Common Ground: Friendship in the City of London

Thursday 21 OCT 2021

Rising literary stars Caleb Azumah Nelson, Vanessa Onwuemezi and Naomi Ishiguro read from their work and reflect on friendships forged in London.

London is a city that can spark love, friendship and solidarity, but is also a place marked by isolation, loneliness and inequality.

The panellists explore the complexities of contemporary friendship through the lens of London. How are friendships and relationships forged in the city shaped or warped by the pressures of London life?

Caleb Azumah Nelson’s acclaimed debut novel Open Water movingly charts the faltering relationship of two young people who meet in a pub in south-east London, struggling to make their mark as artists in a city that alternately celebrates and rejects them.
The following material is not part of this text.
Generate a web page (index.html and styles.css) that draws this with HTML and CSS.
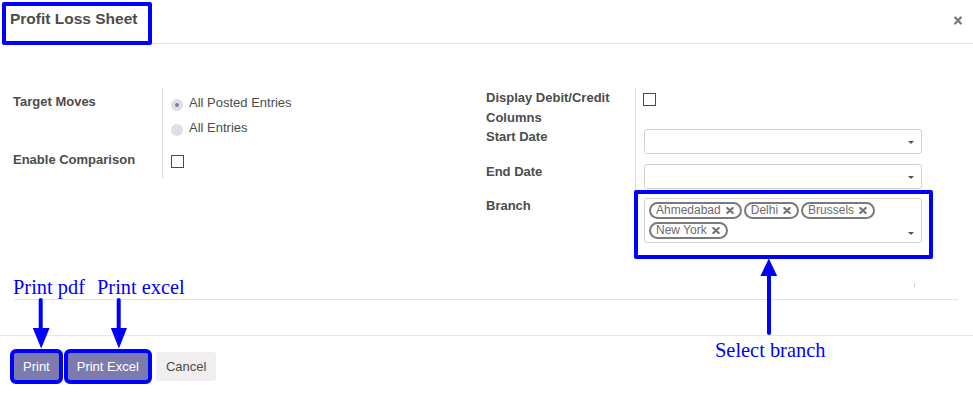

Following her acclaimed short story collection Escape Routes, Naomi Ishiguro’s debut novel Common Ground tells the story of a friendship between two characters from very different backgrounds: a suburban boy fleeing from school bullies and a fiercely intelligent Romany boy with a nose for local history.

One of the most strikingly original new voices in contemporary fiction, Vanessa Onwuemezi presents a lyrical journey through a landscape of alienation, loss and shame in her debut collection of short stories, Dark Neighbourhood. With a detached eye and hallucinatory vision, these stories observe their own worlds as the line between dream and reality dissolves and they themselves begin to fragment.

Caleb Azumah Nelson is a British-Ghanaian writer and photographer. His writing has been published in Litro. He was recently shortlisted for the Palm Photo Prize and won the People’s Choice prize. Open Water is his first novel.

Naomi Ishiguro’s first novel, Common Ground, was published by Tinder Press in March 2021. Her collection of stories, Escape Routes, was published in the spring of 2020.

Vanessa Onwuemezi is a writer and poet living in London. Her work has appeared in Prototype, frieze and Five Dials. Her story ‘At the Heart of Things’ won the The White Review Short Story Prize 2019.